On Saturday, the President-elect retraced the route of Abraham Lincoln on his way to the inauguration in a historic train ride which began in Philadelphia. The Obama family then rode the vintage Amtrak train to Wilmington, where they picked up the Bidens, and then on to Baltimore. When Abraham Lincoln took this ride, he quietly slipped through Baltimore at an unscheduled early hour because of death threats in the secessionist state of Maryland. Obama and Biden spoke in Baltimore to a capacity crowd of tens of thousands of people and then rode on to Union Station, not far from where we are right now. It was actually Michelle Obama’s forty-fifth birthday.
Well, one of the biggest events was a free inauguration celebration and concert at the Lincoln Memorial on Sunday. It came on the eve of Martin Luther King Day, the day that is the federal holiday celebrating Dr. King’s birthday. He would have been eighty years old. Half-a-million people turned out on the National Mall for the star-studded two-hour event that featured Jamie Foxx, Marisa Tomei, Denzel Washington, Queen Latifah, Tom Hanks, and many more, with many special performances by, among others, Stevie Wonder and Bruce Springsteen and Pete Seeger, Bono and U2, and many others.

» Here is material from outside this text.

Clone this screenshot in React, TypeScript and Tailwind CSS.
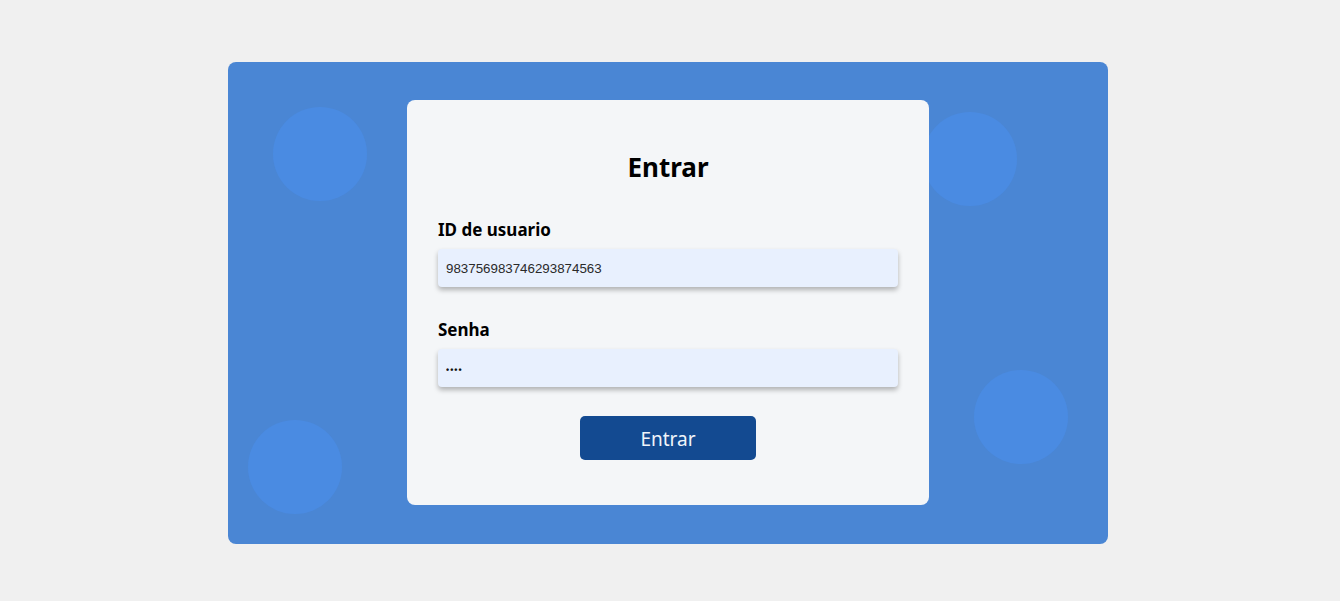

Barack Obama was the highlight of the day. He spoke at the climax of the two-hour event.
PRESIDENT-ELECT BARACK OBAMA: I stand here today as hopeful as ever that the United States of America will endure, that it will prevail, that the dream of our founders will live on in our time. What gives me hope is what I see when I look out across this Mall, for in these monuments are chiseled those unlikely stories that affirm our unyielding faith, a faith that anything is possible in America.
Rising before us stands a memorial to a man who led a small band of farmers and shopkeepers in revolution against the army of an empire, all for the sake of an idea. On the ground below is a tribute to a generation that withstood war and oppression, men and women like my grandparents, who toiled on bomber assembly lines and marched across Europe to free the world from tyranny’s grasp. Directly in front of us is a pool that still reflects the dream of a King and the glory of a people who marched and bled so that their children might be judged by their character’s content. And behind me, watching over the union he saved, sits the man who in so many ways made this day possible.
And yet, as I stand here today, what gives me the greatest hope of all is not the stone and marble that surrounds us, but what fills the spaces in between. It is you, Americans of every race and region and station, who came here because you believe in what this country can be and because you want to help us get there.
It’s the same thing that gave me hope from the day we began this campaign for the presidency nearly two years ago: a belief that if we could just recognize ourselves in one another, bring everybody together — Democrats, Republicans, Independents, Latino, Asian and Native American, black and white, gay and straight, disabled and not — that not only would we restore hope and opportunity in places that yearn for both, but maybe, just maybe, we might perfect our union in the process.
This is what I believed. But you made this belief real. You proved once more that people who love this country can change it, and as I prepare to assume the presidency, yours are the voices I will take with me every day when I walk into that Oval Office, the voices of men and women who have different stories but hold common hopes, who ask only for what was promised us as Americans, that we might make of our lives what we will and see our children climb higher than we did.
It is this thread that binds us together in common effort, that runs through every memorial on this Mall, that connects us to all those who struggled and sacrificed and stood here before. It is how this nation has overcome the greatest differences and the longest odds, because there is no obstacle that can stand in the way of millions of voices calling for change.
That is the belief with which we began this campaign, and that is how we will overcome what ails us now. There is no doubt that our road will be long, that our climb will be steep, but never forget that the true character of our nation is revealed not during times of comfort and ease, but by the right we do when the moment is hard.
I ask you to help reveal that character once more, and together we can carry forward, as one nation and one people, the legacy of our forefathers that we celebrate today. Thank you, America. God bless you.
AMY GOODMAN: That was Barack Obama standing at the foot of the Jefferson Memorial. Vice President-elect Joe Biden also spoke at Sunday’s pre-inaugural concert. That was, rather, the Lincoln Memorial. He also spoke right there.